Correlation ≠ Causation

Cheese is very dangerous. Did you know that per capita cheese consumption is correlated to the number of people that die by getting tangled in their bedsheets? The correlation coefficient after all, is almost 90%. But wait a minute, that doesn’t really make so much sense.

After all, eating cheese and getting tangled in bedsheets aren’t really related. While there is a correlation between these two values, it is unlikely that it is actually meaningful.

As humans, we always look to find causal factors for different events in our lives. This carries over to the way we look at statistics in our daily lives. You’ve probably heard the phrase that “correlation does not equal causation.” But sometimes when we’re presented with particularly juicy data, we might forget this simple rule.

Bogus Correlations

When you’re conducting a large study, measuring many different outcome variables – you’ll find a correlation simply by chance. Bad research practices include manipulating your data until you find the results that you like. Don’t do it, folks!
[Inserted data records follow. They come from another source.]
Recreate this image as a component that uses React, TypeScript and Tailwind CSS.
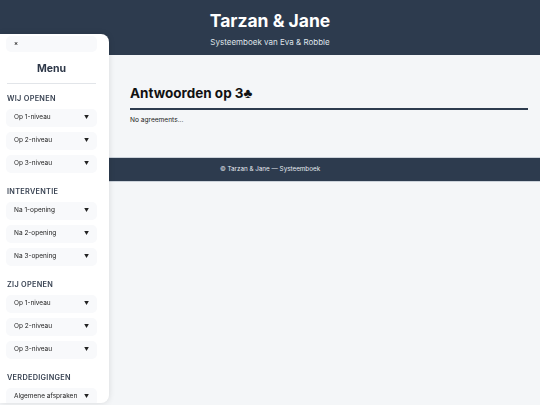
import React from "react";

const sections: { title: string; items: string[] }[] = [
  { title: "WIJ OPENEN", items: ["Op 1-niveau", "Op 2-niveau", "Op 3-niveau"] },
  { title: "INTERVENTIE", items: ["Na 1-opening", "Na 2-opening", "Na 3-opening"] },
  { title: "ZIJ OPENEN", items: ["Op 1-niveau", "Op 2-niveau", "Op 3-niveau"] },
  { title: "VERDEDIGINGEN", items: ["Algemene afspraken"] },
];

export default function App() {
  return (
    <div className="min-h-[405px] bg-[#f4f6f8] text-[#1a1a1a]" style={{ fontFamily: "Inter, 'Liberation Sans', sans-serif" }}>
      <header className="h-[55px] bg-[#2d3b4e] text-white flex flex-col items-center pt-[9px]">
        <h1 className="text-[17.5px] font-bold leading-[24px]">Tarzan &amp; Jane</h1>
        <p className="text-[8px] leading-[12px] mt-[3px] text-[#dfe4ea]">Systeemboek van Eva &amp; Robble</p>
      </header>
      <main className="pl-[130px] pr-[12px] pt-[28px] pb-[32px]">
        <h2 className="text-[13.5px] font-bold leading-[20px] pb-[5px] border-b-2 border-[#2d3b4e] text-[#111]">
          Antwoorden op 3♣
        </h2>
        <p className="text-[6.6px] leading-[10px] mt-[5px] text-[#222]">No agreements...</p>
      </main>
      <footer className="h-[25px] bg-[#2d3b4e] border-y border-[#cbd2da] flex items-center justify-center text-[6.3px] text-[#e5e9ee]">
        © Tarzan &amp; Jane — Systeemboek
      </footer>

      <aside className="fixed left-0 top-[34px] w-[109px] h-[369px] bg-white rounded-r-[8px] shadow-[0_0_6px_rgba(0,0,0,0.12)] pl-[6px] pr-[12px] pt-[2px] overflow-hidden">
        <button className="block w-full h-[16px] rounded-[5px] bg-[#f8f9fb] text-[6px] font-bold text-[#333] text-left pl-[8px] leading-[16px]">×</button>
        <div className="text-center font-bold text-[10.5px] text-[#2d3748] mt-[10px] leading-[14px]">Menu</div>
        <div className="border-b border-[#e2e5e9] mt-[7px] mx-[1px]" />
        <nav className="mt-[10px]">
          {sections.map((s, i) => (
            <div key={i} className={i > 0 ? "mt-[14px]" : ""}>
              <div className="text-[7.3px] font-semibold tracking-[0.3px] text-[#374151] leading-[10px] pl-[1px]">{s.title}</div>
              <div className="mt-[5px] flex flex-col gap-[5px]">
                {s.items.map((it, j) => (
                  <div key={j} className="h-[18px] rounded-[5px] bg-[#f8f9fb] flex items-center justify-between pl-[8px] pr-[8px] text-[6.5px] text-[#222]">
                    <span>{it}</span>
                    <span className="text-[5px]">▼</span>
                  </div>
                ))}
              </div>
            </div>
          ))}
        </nav>
      </aside>
    </div>
  );
}
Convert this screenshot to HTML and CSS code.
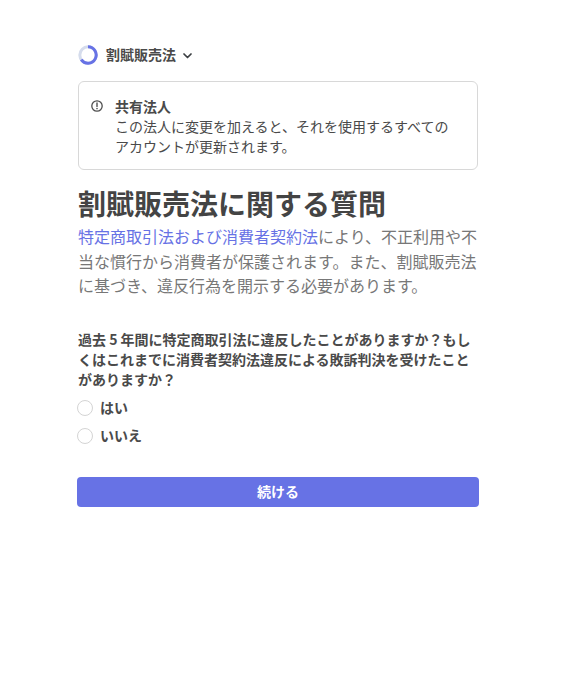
FILE: index.html
```html
<!DOCTYPE html>
<html lang="ja">
<head>
<meta charset="utf-8">
<title>割賦販売法に関する質問</title>
<link rel="stylesheet" href="styles.css">
</head>
<body>
<main class="page">
  <div class="topic">
    <svg class="spinner" width="20" height="20" viewBox="0 0 20 20">
      <circle cx="10" cy="10" r="8.2" fill="none" stroke="#d5dcec" stroke-width="3"/>
      <path d="M10 1.8A8.2 8.2 0 1 1 3.2 14.6" fill="none" stroke="#6772e5" stroke-width="3"/>
    </svg>
    <span class="topic-name">割賦販売法</span>
    <svg class="chev" width="9" height="6" viewBox="0 0 9 6"><path d="M1 1l3.5 3.5L8 1" fill="none" stroke="#3c4043" stroke-width="1.7" stroke-linecap="round" stroke-linejoin="round"/></svg>
  </div>
  <section class="notice">
    <svg class="info" width="12" height="12" viewBox="0 0 12 12">
      <circle cx="6" cy="6" r="5.2" fill="none" stroke="#4f4f4f" stroke-width="1.3"/>
      <path d="M6 3v3.4" stroke="#4f4f4f" stroke-width="1.4" stroke-linecap="round"/>
      <circle cx="6" cy="8.6" r=".8" fill="#4f4f4f"/>
    </svg>
    <div class="notice-body">
      <div class="notice-title">共有法人</div>
      <div>この法人に変更を加えると、それを使用するすべての<br>アカウントが更新されます。</div>
    </div>
  </section>
  <h1 class="title">割賦販売法に関する質問</h1>
  <p class="lead"><a class="link" href="#">特定商取引法および消費者契約法</a>により、不正利用や不当な慣行から消費者が保護されます。また、割賦販売法に基づき、違反行為を開示する必要があります。</p>
  <p class="question">過去 5 年間に特定商取引法に違反したことがありますか？もしくはこれまでに消費者契約法違反による敗訴判決を受けたことがありますか？</p>
  <div class="options">
    <label class="option"><span class="radio"></span><span class="option-label">はい</span></label>
    <label class="option"><span class="radio"></span><span class="option-label">いいえ</span></label>
  </div>
  <button class="submit" type="button">続ける</button>
</main>
</body>
</html>
```
FILE: styles.css
```css
* { box-sizing: border-box; }
html, body { margin: 0; padding: 0; background: #fff; }
body {
  font-family: "Noto Sans CJK JP", "Noto Sans", sans-serif;
  color: #4a4a4a;
}
.page {
  width: 402px;
  margin-left: 77px;
  padding-top: 45px;
}
.topic {
  display: flex;
  align-items: center;
  height: 20px;
  padding-left: 1px;
}
.spinner { flex: none; }
.topic-name {
  margin-left: 8px;
  padding-bottom: 2px;
  font-size: 14px;
  font-weight: 700;
  line-height: 19px;
}
.chev { margin: 1px 0 0 7px; }
.notice {
  display: flex;
  margin: 16px 1px 0;
  height: 89px;
  padding: 14px 12px;
  border: 1px solid #d8d8d8;
  border-radius: 6px;
}
.info { flex: none; margin-top: 4px; }
.notice-body {
  margin-left: 12px;
  font-size: 14px;
  line-height: 20px;
}
.notice-title { font-weight: 700; }
.title {
  margin: 14px 1px 0;
  font-size: 28px;
  line-height: 38px;
  font-weight: 700;
  color: #444;
}
.lead {
  margin: 2px 1px 0;
  font-size: 16px;
  line-height: 24.5px;
  color: #777;
}
.link { color: #6772e5; text-decoration: none; }
.question {
  margin: 31px 1px 0;
  font-size: 14px;
  line-height: 20px;
  font-weight: 700;
}
.options { margin-top: 8px; display: flex; flex-direction: column; gap: 6px; }
.option {
  display: flex;
  align-items: center;
  height: 22px;
  font-size: 14px;
  font-weight: 700;
}
.option-label { padding-bottom: 2px; }
.radio {
  width: 16px;
  height: 16px;
  margin-right: 7px;
  border: 1px solid #d4d4d4;
  border-radius: 50%;
  background: #fff;
}
.submit {
  display: block;
  width: 100%;
  height: 30px;
  margin-top: 30px;
  padding: 0 0 2px;
  border: 0;
  border-radius: 4px;
  background: #6772e5;
  color: #fff;
  font-family: inherit;
  font-size: 14px;
  font-weight: 700;
}
```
You can definitely see where this gets problematic. If I want to prove an association or correlation between two different factors, all I need to do is play with the data. Psychologist Daryl Bem himself showed just how important a good understanding of statistics is when he published several misleading papers that “proved” psychics exist.

There are however certain cases where your correlations aren’t bogus, but they aren’t causal either.


Other Explanations for Correlations

There are other explanations for correlation between two different variables. They might be correlated because they are different scales for measuring the same outcome. You can also verify this through Cronbach’s alpha.

In another case, there might be a hidden or confounding third variable that causes this correlation. The variables A and B might only be highly correlated because they are mediated or even caused by the same hidden variable.

From a statistical standpoint, it is extremely difficult (and sometimes impossible) to convincingly prove causation. Nonetheless, there will be cases where one variable will have a causative relationship to the other, rare as it may be.

Remember that oftentimes, one variable is mediated by many different independent factors. Some statisticians and scientists are moving to a model of proportionality, where they look to see what proportion of a measurement is explained by an independent variable.



Be very cautious and conservative when you describe correlational data and studies. Very seldom will you collect enough data and run enough analysis to prove a causal link. Strong correlations imply a few different scenarios, each of which tells you something interesting about your data:

  1. Your dependent variables are interrelated and may be different scales for measuring the same phenomenon
  2. Your correlation might be spurious if the two variables have nothing to do with each other
  3. There is a hidden third variable or confounding factor that is mediating both variables

Importantly remember that most correlation doesn’t equal causation, but sometimes it does. Causation also does not require any linear correlation.